--- Provided records ---
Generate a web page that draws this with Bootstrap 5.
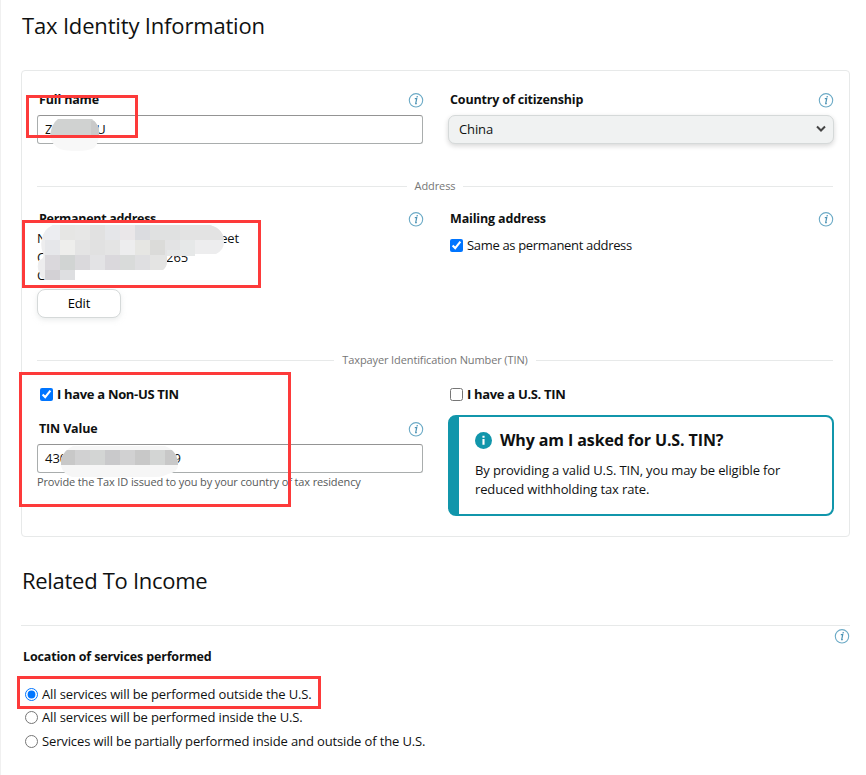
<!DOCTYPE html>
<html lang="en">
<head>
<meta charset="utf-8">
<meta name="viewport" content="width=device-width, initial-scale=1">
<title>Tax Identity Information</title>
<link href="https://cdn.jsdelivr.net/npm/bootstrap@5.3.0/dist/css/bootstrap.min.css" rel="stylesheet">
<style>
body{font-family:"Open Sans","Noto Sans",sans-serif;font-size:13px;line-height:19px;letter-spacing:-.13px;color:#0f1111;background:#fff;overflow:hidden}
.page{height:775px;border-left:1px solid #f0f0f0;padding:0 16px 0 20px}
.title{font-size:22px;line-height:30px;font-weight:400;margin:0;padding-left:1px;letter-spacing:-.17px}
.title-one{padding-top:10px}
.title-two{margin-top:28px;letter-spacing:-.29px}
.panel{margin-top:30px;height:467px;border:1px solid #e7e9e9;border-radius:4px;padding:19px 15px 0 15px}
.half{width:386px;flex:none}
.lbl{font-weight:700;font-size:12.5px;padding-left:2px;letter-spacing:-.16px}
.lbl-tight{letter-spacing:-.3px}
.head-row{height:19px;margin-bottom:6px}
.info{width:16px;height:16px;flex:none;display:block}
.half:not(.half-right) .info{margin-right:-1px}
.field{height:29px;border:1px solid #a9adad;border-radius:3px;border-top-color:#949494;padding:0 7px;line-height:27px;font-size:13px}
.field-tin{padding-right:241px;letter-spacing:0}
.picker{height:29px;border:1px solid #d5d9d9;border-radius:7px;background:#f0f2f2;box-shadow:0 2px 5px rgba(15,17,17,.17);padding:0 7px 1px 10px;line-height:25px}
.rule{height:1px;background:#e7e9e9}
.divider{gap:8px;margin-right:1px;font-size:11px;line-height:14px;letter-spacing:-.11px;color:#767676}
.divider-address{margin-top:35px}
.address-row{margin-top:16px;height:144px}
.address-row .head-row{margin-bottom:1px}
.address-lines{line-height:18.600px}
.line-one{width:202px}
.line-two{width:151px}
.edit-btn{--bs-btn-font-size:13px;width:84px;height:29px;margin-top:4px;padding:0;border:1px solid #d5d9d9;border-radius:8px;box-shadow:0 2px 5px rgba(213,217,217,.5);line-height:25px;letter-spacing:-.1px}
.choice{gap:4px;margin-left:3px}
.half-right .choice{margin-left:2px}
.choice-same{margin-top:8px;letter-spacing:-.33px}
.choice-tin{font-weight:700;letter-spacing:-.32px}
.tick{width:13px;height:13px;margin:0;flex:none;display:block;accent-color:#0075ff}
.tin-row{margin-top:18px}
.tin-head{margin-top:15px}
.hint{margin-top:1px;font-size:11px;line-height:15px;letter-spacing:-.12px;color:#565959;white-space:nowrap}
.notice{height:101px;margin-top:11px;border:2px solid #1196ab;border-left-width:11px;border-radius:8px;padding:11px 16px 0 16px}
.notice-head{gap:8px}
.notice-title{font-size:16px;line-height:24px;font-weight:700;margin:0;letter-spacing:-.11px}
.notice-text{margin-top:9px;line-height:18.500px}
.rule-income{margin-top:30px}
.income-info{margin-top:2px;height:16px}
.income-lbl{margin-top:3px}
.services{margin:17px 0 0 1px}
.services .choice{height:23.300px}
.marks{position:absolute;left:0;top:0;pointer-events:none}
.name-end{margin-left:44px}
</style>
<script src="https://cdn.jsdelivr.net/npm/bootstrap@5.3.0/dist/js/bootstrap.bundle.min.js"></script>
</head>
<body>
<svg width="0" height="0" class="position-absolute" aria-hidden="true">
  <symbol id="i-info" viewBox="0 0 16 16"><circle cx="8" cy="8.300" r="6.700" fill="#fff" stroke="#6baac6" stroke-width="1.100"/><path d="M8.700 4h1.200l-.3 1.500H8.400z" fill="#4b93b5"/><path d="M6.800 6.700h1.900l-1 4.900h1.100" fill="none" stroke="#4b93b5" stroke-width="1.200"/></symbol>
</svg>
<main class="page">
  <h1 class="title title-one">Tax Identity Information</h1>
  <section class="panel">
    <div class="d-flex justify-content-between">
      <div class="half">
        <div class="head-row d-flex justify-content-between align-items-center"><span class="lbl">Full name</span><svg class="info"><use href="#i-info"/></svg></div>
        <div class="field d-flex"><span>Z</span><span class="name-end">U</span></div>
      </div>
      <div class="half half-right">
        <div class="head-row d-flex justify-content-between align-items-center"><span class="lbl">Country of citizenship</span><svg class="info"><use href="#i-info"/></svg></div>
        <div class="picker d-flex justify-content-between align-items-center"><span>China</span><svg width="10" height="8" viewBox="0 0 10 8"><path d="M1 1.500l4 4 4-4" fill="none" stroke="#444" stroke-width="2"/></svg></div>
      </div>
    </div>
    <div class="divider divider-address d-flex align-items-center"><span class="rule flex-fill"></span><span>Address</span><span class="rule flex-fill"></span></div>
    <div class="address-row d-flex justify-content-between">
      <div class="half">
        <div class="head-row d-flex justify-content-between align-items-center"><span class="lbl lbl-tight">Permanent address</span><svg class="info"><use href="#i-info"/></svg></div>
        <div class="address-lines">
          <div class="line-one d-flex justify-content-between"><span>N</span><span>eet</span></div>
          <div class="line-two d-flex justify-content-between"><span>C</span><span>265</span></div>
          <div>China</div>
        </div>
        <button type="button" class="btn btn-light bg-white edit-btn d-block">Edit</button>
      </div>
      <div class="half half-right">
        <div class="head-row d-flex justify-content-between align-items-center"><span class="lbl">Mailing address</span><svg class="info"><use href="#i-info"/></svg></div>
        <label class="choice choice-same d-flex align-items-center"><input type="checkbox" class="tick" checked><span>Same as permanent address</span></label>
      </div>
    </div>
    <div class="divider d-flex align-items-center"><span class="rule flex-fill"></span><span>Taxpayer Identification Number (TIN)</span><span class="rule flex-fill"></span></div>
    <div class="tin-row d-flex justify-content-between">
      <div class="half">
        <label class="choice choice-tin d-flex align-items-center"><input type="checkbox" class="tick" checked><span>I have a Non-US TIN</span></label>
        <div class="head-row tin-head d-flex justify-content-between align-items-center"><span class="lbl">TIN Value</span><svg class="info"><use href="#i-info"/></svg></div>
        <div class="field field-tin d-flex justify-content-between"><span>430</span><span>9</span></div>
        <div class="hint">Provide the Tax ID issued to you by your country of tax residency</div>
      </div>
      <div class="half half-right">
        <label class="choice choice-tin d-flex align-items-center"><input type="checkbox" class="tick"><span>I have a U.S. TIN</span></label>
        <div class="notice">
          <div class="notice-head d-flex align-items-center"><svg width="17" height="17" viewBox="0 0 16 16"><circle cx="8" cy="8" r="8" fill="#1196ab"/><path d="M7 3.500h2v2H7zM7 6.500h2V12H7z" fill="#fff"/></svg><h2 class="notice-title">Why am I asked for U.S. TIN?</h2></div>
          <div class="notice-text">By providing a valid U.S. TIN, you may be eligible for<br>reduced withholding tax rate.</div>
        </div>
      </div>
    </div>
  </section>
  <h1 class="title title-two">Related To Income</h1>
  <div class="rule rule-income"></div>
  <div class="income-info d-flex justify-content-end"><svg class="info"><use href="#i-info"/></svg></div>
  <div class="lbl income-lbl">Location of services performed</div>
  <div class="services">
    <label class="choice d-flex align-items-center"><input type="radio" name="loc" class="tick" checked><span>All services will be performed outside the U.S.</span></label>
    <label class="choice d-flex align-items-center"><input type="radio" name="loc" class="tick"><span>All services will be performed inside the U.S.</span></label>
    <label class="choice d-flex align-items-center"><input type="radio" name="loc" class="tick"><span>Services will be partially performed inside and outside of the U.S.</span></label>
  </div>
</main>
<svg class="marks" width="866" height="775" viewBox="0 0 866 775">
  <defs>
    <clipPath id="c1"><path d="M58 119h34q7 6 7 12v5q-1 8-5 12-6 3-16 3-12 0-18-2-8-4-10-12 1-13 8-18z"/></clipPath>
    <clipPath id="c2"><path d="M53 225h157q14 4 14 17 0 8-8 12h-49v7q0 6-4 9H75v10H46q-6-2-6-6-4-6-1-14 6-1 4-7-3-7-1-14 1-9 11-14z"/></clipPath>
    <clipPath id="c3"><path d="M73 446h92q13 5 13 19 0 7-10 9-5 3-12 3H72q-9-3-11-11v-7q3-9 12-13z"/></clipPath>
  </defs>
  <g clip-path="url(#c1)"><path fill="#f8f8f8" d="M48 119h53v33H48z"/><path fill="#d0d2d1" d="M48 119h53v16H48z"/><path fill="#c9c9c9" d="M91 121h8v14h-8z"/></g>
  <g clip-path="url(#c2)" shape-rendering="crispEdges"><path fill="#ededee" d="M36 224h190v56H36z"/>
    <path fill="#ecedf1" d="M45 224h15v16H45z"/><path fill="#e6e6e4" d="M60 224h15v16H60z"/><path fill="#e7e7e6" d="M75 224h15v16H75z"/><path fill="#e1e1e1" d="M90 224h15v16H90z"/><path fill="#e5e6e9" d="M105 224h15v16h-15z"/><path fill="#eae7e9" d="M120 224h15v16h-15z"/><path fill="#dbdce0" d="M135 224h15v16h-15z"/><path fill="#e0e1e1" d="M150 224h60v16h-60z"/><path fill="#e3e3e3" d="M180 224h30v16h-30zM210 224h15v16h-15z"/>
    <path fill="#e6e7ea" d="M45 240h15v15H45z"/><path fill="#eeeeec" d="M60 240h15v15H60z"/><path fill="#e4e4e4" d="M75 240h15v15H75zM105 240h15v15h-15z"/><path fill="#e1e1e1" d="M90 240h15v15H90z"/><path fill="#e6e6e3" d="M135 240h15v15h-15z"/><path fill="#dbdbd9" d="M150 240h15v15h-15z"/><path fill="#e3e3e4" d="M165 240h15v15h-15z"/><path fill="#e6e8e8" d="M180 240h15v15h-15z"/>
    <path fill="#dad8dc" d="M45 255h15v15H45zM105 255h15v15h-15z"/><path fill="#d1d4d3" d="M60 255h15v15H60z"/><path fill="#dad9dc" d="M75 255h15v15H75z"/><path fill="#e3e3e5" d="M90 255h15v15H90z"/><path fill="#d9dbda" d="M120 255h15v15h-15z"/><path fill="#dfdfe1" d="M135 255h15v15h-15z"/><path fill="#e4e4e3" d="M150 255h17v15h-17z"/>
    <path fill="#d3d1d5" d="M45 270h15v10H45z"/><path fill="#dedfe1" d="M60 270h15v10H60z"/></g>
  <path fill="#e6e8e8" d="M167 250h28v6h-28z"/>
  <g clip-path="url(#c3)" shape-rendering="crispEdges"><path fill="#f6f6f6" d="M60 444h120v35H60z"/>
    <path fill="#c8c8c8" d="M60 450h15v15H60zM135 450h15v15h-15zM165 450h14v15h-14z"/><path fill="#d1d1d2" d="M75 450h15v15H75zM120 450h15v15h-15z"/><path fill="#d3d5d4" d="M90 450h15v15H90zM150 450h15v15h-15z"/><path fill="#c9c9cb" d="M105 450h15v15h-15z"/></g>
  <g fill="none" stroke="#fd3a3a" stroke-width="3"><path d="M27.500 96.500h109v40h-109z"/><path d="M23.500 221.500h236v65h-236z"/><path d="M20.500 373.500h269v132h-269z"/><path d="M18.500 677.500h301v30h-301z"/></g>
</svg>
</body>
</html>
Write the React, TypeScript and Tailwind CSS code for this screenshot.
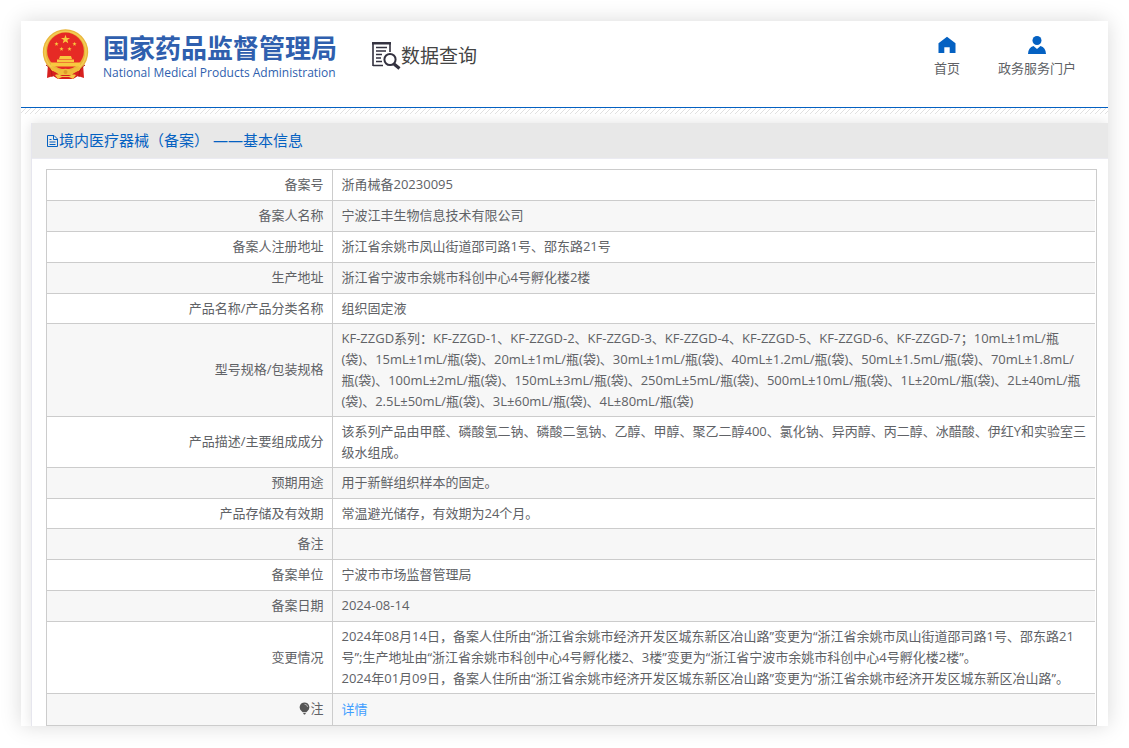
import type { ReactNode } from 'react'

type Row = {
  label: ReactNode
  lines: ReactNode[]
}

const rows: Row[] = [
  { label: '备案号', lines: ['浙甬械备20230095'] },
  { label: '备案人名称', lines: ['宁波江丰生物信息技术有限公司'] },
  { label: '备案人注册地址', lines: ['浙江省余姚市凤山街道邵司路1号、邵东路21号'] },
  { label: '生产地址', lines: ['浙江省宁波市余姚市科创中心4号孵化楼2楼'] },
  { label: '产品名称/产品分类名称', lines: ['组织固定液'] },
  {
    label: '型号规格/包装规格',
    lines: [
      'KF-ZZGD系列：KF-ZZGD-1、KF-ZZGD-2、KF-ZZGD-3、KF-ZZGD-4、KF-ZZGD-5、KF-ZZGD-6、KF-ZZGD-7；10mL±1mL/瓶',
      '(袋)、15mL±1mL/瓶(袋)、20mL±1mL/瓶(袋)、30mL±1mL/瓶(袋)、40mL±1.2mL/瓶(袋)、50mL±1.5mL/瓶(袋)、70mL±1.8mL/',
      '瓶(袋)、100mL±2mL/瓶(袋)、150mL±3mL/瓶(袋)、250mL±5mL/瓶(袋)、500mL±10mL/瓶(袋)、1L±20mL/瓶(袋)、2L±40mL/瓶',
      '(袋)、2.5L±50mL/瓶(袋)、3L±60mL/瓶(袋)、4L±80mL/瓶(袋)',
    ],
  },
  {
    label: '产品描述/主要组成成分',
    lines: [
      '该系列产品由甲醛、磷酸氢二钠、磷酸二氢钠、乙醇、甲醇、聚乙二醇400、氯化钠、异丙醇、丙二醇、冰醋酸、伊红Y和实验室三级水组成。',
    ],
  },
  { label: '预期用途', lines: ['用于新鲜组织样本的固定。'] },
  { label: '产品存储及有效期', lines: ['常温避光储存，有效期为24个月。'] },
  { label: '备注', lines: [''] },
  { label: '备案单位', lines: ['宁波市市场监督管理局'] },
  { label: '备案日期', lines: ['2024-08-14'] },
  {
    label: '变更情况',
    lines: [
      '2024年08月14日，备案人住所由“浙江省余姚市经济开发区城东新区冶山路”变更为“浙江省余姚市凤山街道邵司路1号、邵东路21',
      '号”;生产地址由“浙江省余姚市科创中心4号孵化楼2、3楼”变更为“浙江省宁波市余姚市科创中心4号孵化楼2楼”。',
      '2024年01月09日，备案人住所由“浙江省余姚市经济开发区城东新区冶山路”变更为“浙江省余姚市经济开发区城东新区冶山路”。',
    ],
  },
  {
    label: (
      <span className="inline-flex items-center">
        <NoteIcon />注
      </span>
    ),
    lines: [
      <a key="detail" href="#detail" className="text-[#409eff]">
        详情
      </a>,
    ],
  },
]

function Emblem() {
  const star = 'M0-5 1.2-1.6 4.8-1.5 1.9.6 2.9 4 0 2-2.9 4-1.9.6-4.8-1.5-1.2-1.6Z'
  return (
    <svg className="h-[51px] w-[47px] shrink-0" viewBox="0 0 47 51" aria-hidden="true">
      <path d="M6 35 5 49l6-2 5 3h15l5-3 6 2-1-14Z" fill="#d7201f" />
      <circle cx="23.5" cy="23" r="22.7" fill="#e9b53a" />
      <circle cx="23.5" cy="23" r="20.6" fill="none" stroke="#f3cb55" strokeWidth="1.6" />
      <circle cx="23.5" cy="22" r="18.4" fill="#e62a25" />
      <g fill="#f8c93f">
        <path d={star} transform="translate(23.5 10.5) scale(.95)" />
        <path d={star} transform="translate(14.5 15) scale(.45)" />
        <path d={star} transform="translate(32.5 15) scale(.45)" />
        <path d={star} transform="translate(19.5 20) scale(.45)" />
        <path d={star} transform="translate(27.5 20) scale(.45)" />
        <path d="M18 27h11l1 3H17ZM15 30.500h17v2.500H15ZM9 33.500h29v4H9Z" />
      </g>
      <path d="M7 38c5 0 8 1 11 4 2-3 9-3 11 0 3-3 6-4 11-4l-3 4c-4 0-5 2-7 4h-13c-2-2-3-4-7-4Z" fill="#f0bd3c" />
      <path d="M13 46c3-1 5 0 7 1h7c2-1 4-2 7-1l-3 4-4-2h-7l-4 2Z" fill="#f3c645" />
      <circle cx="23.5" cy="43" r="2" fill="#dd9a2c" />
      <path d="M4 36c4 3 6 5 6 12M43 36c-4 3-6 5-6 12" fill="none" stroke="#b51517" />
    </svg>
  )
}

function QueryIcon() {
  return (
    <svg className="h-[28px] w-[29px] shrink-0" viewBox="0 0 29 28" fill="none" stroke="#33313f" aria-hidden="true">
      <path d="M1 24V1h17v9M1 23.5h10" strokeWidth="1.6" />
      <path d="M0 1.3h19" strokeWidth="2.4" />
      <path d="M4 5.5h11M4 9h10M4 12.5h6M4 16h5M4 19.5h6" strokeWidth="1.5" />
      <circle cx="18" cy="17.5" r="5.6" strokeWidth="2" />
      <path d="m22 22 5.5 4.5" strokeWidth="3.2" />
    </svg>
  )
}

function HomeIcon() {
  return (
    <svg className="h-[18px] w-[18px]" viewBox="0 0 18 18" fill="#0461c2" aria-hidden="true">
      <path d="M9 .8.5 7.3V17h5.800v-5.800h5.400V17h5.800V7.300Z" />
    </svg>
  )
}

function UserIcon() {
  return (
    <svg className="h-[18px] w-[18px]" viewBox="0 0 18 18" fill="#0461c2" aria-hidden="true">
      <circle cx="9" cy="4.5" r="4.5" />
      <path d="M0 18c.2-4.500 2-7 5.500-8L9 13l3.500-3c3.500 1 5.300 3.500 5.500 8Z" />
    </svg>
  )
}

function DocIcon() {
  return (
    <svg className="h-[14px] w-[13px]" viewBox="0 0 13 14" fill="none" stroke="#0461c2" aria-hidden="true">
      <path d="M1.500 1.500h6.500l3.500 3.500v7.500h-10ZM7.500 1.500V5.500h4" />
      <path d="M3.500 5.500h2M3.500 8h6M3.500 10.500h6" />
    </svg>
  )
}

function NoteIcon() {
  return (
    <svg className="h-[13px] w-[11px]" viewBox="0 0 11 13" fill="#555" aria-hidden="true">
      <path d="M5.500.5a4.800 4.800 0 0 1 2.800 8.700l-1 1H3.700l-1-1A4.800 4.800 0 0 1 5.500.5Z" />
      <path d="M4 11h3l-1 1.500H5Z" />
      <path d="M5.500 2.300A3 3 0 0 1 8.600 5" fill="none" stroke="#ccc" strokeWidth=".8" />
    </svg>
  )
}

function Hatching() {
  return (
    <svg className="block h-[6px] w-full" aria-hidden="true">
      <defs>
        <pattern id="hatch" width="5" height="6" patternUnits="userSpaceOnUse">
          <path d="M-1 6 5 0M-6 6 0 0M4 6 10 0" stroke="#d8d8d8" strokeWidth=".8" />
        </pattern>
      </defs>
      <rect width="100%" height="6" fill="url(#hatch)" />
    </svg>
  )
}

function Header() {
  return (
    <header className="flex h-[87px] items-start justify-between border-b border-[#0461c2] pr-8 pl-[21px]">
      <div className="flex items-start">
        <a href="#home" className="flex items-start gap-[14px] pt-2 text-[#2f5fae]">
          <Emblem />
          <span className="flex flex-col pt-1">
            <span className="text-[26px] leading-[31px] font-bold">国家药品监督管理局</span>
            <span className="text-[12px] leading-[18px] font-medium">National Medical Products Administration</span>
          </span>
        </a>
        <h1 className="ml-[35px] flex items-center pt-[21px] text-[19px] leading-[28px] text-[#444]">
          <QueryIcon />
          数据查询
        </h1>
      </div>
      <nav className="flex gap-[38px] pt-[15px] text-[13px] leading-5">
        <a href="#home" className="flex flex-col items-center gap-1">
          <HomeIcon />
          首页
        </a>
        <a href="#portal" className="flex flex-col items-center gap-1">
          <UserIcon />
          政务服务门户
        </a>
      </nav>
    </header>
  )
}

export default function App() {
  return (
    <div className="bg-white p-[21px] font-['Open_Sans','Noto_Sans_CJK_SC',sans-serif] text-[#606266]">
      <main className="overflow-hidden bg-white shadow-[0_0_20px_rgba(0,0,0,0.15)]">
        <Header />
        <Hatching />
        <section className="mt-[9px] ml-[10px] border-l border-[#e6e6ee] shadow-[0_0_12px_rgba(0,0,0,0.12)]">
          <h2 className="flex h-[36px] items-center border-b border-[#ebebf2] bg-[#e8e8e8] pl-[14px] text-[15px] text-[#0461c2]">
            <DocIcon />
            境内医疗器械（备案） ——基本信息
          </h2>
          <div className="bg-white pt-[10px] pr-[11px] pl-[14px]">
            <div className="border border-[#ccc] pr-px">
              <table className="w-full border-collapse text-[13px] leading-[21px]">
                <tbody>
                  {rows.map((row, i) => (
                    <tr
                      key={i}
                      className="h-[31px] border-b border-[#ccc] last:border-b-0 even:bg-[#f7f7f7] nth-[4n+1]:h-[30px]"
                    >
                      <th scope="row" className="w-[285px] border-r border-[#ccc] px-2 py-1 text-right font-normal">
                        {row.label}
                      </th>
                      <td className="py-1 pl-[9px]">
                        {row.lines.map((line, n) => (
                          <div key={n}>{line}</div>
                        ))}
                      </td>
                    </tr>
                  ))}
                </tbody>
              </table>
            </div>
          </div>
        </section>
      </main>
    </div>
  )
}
---
Description of the task. Above are the records. Identify each line that contains the word "this".

Output below.
Generate a web page that draws this with Bootstrap 5.
Write the React, TypeScript and Tailwind CSS code for this screenshot.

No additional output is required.